In recent years, the Bureau of Reclamation, Colorado State Parks, La Plata County, and the City of Durango all have bowed out of the recreation-building business around Lake Nighthorse. Not to be deterred, though, in March the Animas-La Plata Water Conservancy District took over the development of recreation at Lake Nighthorse. The District is reported to have $50,000 available.

The view from here, then, is that either full build-out doesn't seem likely, or, if the district can find investors to help them, then it's unlikely development will be done in ways that will maintain the quiet, remote, peaceful nature that Ridges Basin has known for millennia. (Or done in ways that are free and open to the public that paid for A-LP to begin with -- see the user fees recently imposed to support recreational amenities at the Bureau of Reclamation's Vallecito Reservoir.)

So here's an idea:

Let's have a silent Nighthorse. Every other reservoir in the Four Corners has been given over to motorized boating and industrial recreation. So let's keep Ridges Basin what it has been since the last ice age, and what the Bodo family intended it to be nearly forty years ago: A nearby sanctuary for both wildlife and people.

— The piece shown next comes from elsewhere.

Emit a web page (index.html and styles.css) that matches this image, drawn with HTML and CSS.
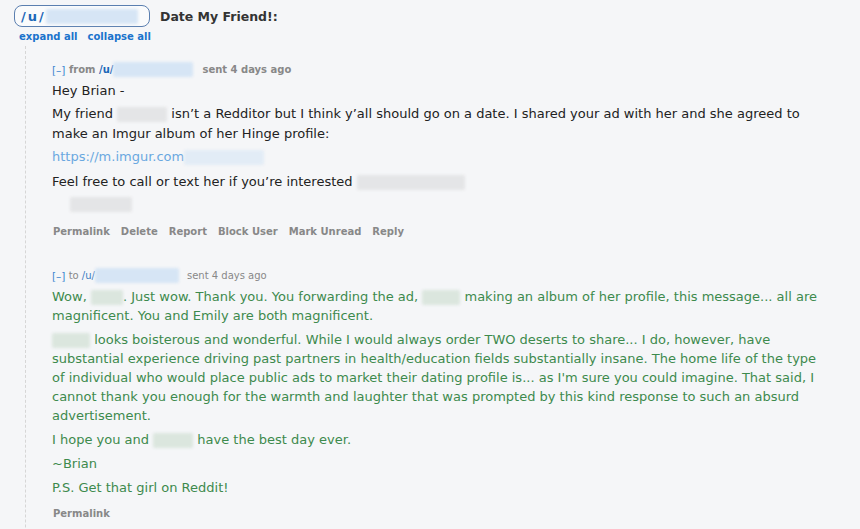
FILE: index.html
```html
<!DOCTYPE html>
<html>
<head>
<meta charset="utf-8">
<link rel="stylesheet" href="styles.css">
</head>
<body>
<div class="top">
  <div class="pill"><span class="pill-u">/u/</span><span class="blur blur-blue pill-blur"></span></div>
  <div class="title">Date My Friend!:</div>
</div>
<div class="expand"><a>expand all</a><a>collapse all</a></div>
<div class="thread">
  <div class="msg">
    <div class="tagline bold"><span class="toggle">[–]</span> from <span class="user">/u/</span><span class="blur blur-blue tag-blur"></span><span class="sent">sent 4 days ago</span></div>
    <div class="body">
      <p>Hey Brian -</p>
      <p>My friend <span class="blur blur-gray w50"></span> isn’t a Redditor but I think y’all should go on a date. I shared your ad with her and she agreed to make an Imgur album of her Hinge profile:</p>
      <p class="linkp"><a class="link">https://m.imgur.com</a><span class="blur blur-lblue w80"></span></p>
      <p>Feel free to call or text her if you’re interested <span class="blur blur-gray w108"></span></p>
      <p class="sig"><span class="blur blur-gray w62"></span></p>
    </div>
    <div class="actions"><a>Permalink</a><a>Delete</a><a>Report</a><a>Block User</a><a>Mark Unread</a><a>Reply</a></div>
  </div>
  <div class="msg msg2">
    <div class="tagline"><span class="toggle">[–]</span> to <span class="user2">/u/</span><span class="blur blur-blue tag-blur2"></span><span class="sent">sent 4 days ago</span></div>
    <div class="body green">
      <p>Wow, <span class="blur blur-green w32"></span>. Just wow. Thank you. You forwarding the ad, <span class="blur blur-green w38"></span> making an album of her profile, this message... all are magnificent. You and Emily are both magnificent.</p>
      <p><span class="blur blur-green w38"></span> looks boisterous and wonderful. While I would always order TWO deserts to share... I do, however, have substantial experience driving past partners in health/education fields substantially insane. The home life of the type of individual who would place public ads to market their dating profile is... as I'm sure you could imagine. That said, I cannot thank you enough for the warmth and laughter that was prompted by this kind response to such an absurd advertisement.</p>
      <p>I hope you and <span class="blur blur-green w40"></span> have the best day ever.</p>
      <p>~Brian</p>
      <p>P.S. Get that girl on Reddit!</p>
    </div>
    <div class="actions"><a>Permalink</a></div>
  </div>
</div>
</body>
</html>
```
FILE: styles.css
```css
html, body {
  margin: 0;
  padding: 0;
  background: #f5f6f8;
  font-family: "DejaVu Sans", Verdana, sans-serif;
  height: 529px;
  overflow: hidden;
}
.top {
  display: flex;
  align-items: center;
  padding: 5px 0 0 14px;
  gap: 10px;
}
.pill {
  box-sizing: border-box;
  width: 136px;
  height: 22px;
  border: 1.5px solid #5b7fb0;
  border-radius: 8px;
  display: flex;
  align-items: center;
  padding-left: 6px;
  background: #fafbfc;
}
.pill-u {
  font-weight: bold;
  font-size: 13px;
  color: #1c68b8;
  letter-spacing: 2px;
}
.pill-blur {
  width: 92px;
  height: 14px;
}
.title {
  font-weight: bold;
  font-size: 12.5px;
  color: #333;
}
.expand {
  margin: 4px 0 0 19px;
  display: flex;
  gap: 10px;
  font-size: 10px;
  font-weight: bold;
}
.expand a { color: #1a73cc; }
.thread {
  margin: 4px 0 0 25px;
  border-left: 1px dashed #d6d6d6;
  padding: 16px 30px 0 26px;
  height: 600px;
}
.tagline {
  font-size: 10px;
  color: #888;
  line-height: 14px;
  display: flex;
  align-items: center;
  white-space: pre;
}
.tagline.bold { font-weight: bold; }
.toggle { color: #3c86d0; font-weight: normal; font-size: 10.5px; }
.user { color: #1c68b8; }
.user2 { color: #3c7ec4; }
.tag-blur { width: 80px; height: 13px; margin-right: 9px; }
.tag-blur2 { width: 84px; height: 13px; margin-right: 8px; }
.body {
  font-size: 13px;
  color: #222;
  line-height: 20px;
  margin-top: 4px;
}
.body p { margin: 0 0 3px 0; }
.body p.linkp { margin-bottom: 5px; }
.body.green {
  color: #3d8a4d;
  line-height: 19px;
  margin-top: 4px;
}
.body.green p { margin-bottom: 5px; }
.link { color: #6aa8e0; }
.blur {
  display: inline-block;
  vertical-align: middle;
  height: 15px;
  filter: blur(1.5px);
  border-radius: 2px;
}
.blur-blue { background: #d6e5f5; }
.blur-lblue { background: #e2ecf6; }
.blur-gray { background: #e4e5e7; }
.blur-green { background: #dbe6de; }
.w32 { width: 32px; }
.w38 { width: 38px; }
.w40 { width: 40px; }
.w50 { width: 50px; }
.w62 { width: 62px; }
.w80 { width: 80px; }
.w108 { width: 108px; }
.sig { padding-left: 18px; line-height: 17px; }
.actions {
  display: flex;
  gap: 11px;
  font-size: 10px;
  font-weight: bold;
  color: #888;
  margin: 14px 0 0 1px;
}
.msg2 { margin-top: 31px; }
.msg2 .actions { margin-top: 11px; }
```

We can save both money and an irreplaceable landscape through two stipulations on any Lake Nighthorse recreation plan: Minimal building and non-motorized uses. And we can still make it happen. The ALPWCD has won a grant from the National Park Service River and Trails program, and, with the help of a private consulting firm, is working on setting up a process for public meetings and input on the design of recreation on and around Lake Nighthorse. Look for announcements in coming months on ways to get involved and speak your mind.

There can still be a Ridges Basin that is wild. Forever. If we make it so.